Viewed from above, we can now see that our gaze takes across the Perseus Arm (toward the constellation Cygnus), parts of the Sagittarius and Scutum-Centaurus arms (toward the constellations Scutum, Sagittarius and Ophiuchus) and across the central bar. Interstellar dust obscures much of the center of the galaxy. Credit: NASA et. all with additions by the author.

The Milky Way Galaxy is an immense and very interesting place. Not only does it measure some 120,000–180,000 light-years in diameter, it is home to planet Earth, the birthplace of humanity. Our Solar System resides roughly 27,000 light-years away from the Galactic Center, on the inner edge of one of the spiral-shaped concentrations of gas and dust particles called the Orion Arm.

But within these facts about the Milky Way lie some additional tidbits of information, all of which are sure to impress and inspire. Here are ten such facts, listed in no particular order:

1. It’s Warped:

For starters, the Milky Way is a disk about 120,000 light years across with a central bulge that has a diameter of 12,000 light years (see the Guide to Space article for more information). The disk is far from perfectly flat though, as can be seen in the picture below. In fact, it is warped in shape, a fact which astronomers attribute to the our galaxy’s two neighbors -the Large and Small Magellanic clouds.

These two dwarf galaxies — which are part of our “Local Group” of galaxies and may be orbiting the Milky Way — are believed to have been pulling on the dark matter in our galaxy like in a game of galactic tug-of-war. The tugging creates a sort of oscillating frequency that pulls on the galaxy’s hydrogen gas, of which the Milky Way has lots of (for more information, check out How the Milky Way got its Warp).

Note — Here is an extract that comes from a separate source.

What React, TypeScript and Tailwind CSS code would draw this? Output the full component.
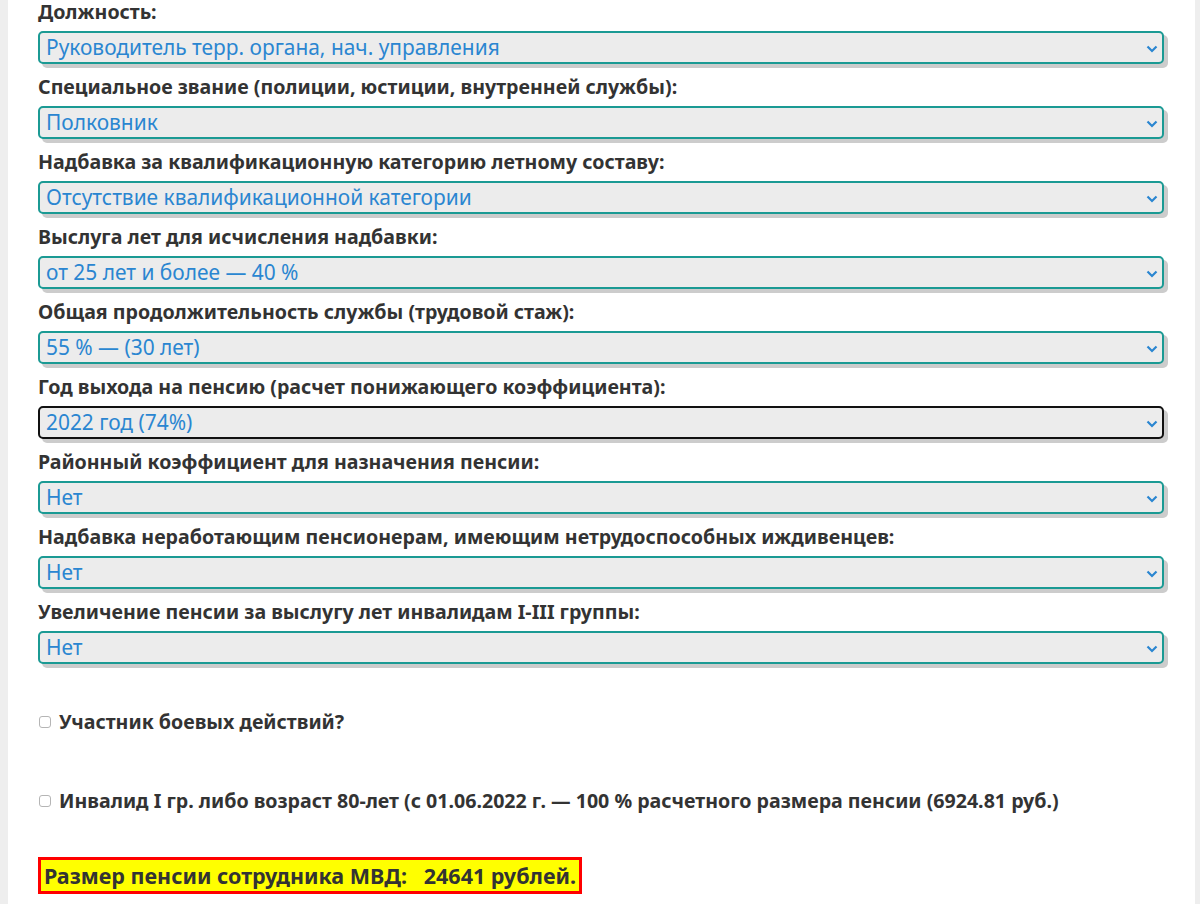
import React from "react";

const rows: [string, string, boolean?][] = [
  ["Должность:", "Руководитель терр. органа, нач. управления"],
  ["Специальное звание (полиции, юстиции, внутренней службы):", "Полковник"],
  ["Надбавка за квалификационную категорию летному составу:", "Отсутствие квалификационной категории"],
  ["Выслуга лет для исчисления надбавки:", "от 25 лет и более — 40 %"],
  ["Общая продолжительность службы (трудовой стаж):", "55 % — (30 лет)"],
  ["Год выхода на пенсию (расчет понижающего коэффициента):", "2022 год (74%)", true],
  ["Районный коэффициент для назначения пенсии:", "Нет"],
  ["Надбавка неработающим пенсионерам, имеющим нетрудоспособных иждивенцев:", "Нет"],
  ["Увеличение пенсии за выслугу лет инвалидам I-III группы:", "Нет"],
];

function Chevron() {
  return (
    <svg width="12" height="8" viewBox="0 0 12 8" className="absolute right-[4px] top-[12px]">
      <path d="M1.5 1.5 L6 6 L10.5 1.5" fill="none" stroke="#2a86d1" strokeWidth="2.2" />
    </svg>
  );
}

export default function App() {
  return (
    <div className="w-[1200px] h-[904px] bg-[#eeeeee] overflow-hidden" style={{ fontFamily: '"Noto Sans", "Open Sans", sans-serif' }}>
      <div className="ml-[8px] w-[1187px] h-full bg-white pl-[30px] pr-[31px]">
        {rows.map(([label, value, focused], i) => (
          <div key={i} className="mb-[11px]">
            <div className="h-[24px] leading-[24px] text-[19.6px] font-bold text-[#333333] mb-[7px] whitespace-nowrap">
              {label}
            </div>
            <div
              className={
                "relative h-[33px] rounded-[5px] bg-[#ececec] border-2 shadow-[4px_4px_0_#cccccc] " +
                (focused ? "border-[#111111]" : "border-[#1b9a94]")
              }
            >
              <div className="pl-[6px] leading-[29px] text-[20.9px] text-[#2a86d1] whitespace-nowrap">{value}</div>
              <Chevron />
            </div>
          </div>
        ))}
        <div className="h-[35px]" />
        <label className="flex items-center h-[24px] text-[19.6px] font-bold text-[#333333] whitespace-nowrap">
          <span className="inline-block w-[12px] h-[12px] border border-[#b5b5b5] rounded-[3px] bg-white mr-[8px] ml-[1px]" />
          Участник боевых действий?
        </label>
        <div className="h-[55px]" />
        <label className="flex items-center h-[24px] text-[19.6px] font-bold text-[#333333] whitespace-nowrap">
          <span className="inline-block w-[12px] h-[12px] border border-[#b5b5b5] rounded-[3px] bg-white mr-[8px] ml-[1px]" />
          Инвалид I гр. либо возраст 80-лет (с 01.06.2022 г. — 100 % расчетного размера пенсии (6924.81 руб.)
        </label>
        <div className="h-[44px]" />
        <div className="inline-block border-[3px] border-[#ff0000] bg-[#ffff00] px-[3px] h-[37px] leading-[31px] text-[21.5px] font-bold text-[#333333] whitespace-nowrap">
          Размер пенсии сотрудника МВД:&nbsp;&nbsp; 24641 рублей.
        </div>
      </div>
    </div>
  );
}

The Spiral Galaxy ESO 510-13 is warped similar to our own. Credit: NASA/Hubble Heritage Team (STScI / AURA), C. Conselice (U. Wisconsin / STScI/ NASA
The warp of Spiral Galaxy ESO 510-13 is similar to that of our own. Credit: NASA/Hubble

2. It Has a Halo, but You Can’t Directly See It:

Scientists believe that 90% of our galaxy’s mass consists of dark matter, which gives it a mysterious halo. That means that all of the “luminous matter” – i.e. that which we can see with the naked eye or a telescopes – makes up less than 10% of the mass of the Milky Way. Its halo is not the conventional glowing sort we tend to think of when picturing angels or observing comets.

In this case, the halo is actually invisible, but its existence has been demonstrated by running simulations of how the Milky Way would appear without this invisible mass, and how fast the stars inside our galaxy’s disk orbit the center.

The heavier the galaxy, the faster they should be orbiting. If one were to assume that the galaxy is made up only of matter that we can see, then the rotation rate would be significantly less than what we observe. Hence, the rest of that mass must be made up of an elusive, invisible mass – aka. “dark matter” – or matter that only interacts gravitationally with “normal matter”.

To see some images of the probable distribution and density of dark matter in our galaxy, check out The Via Lactea Project.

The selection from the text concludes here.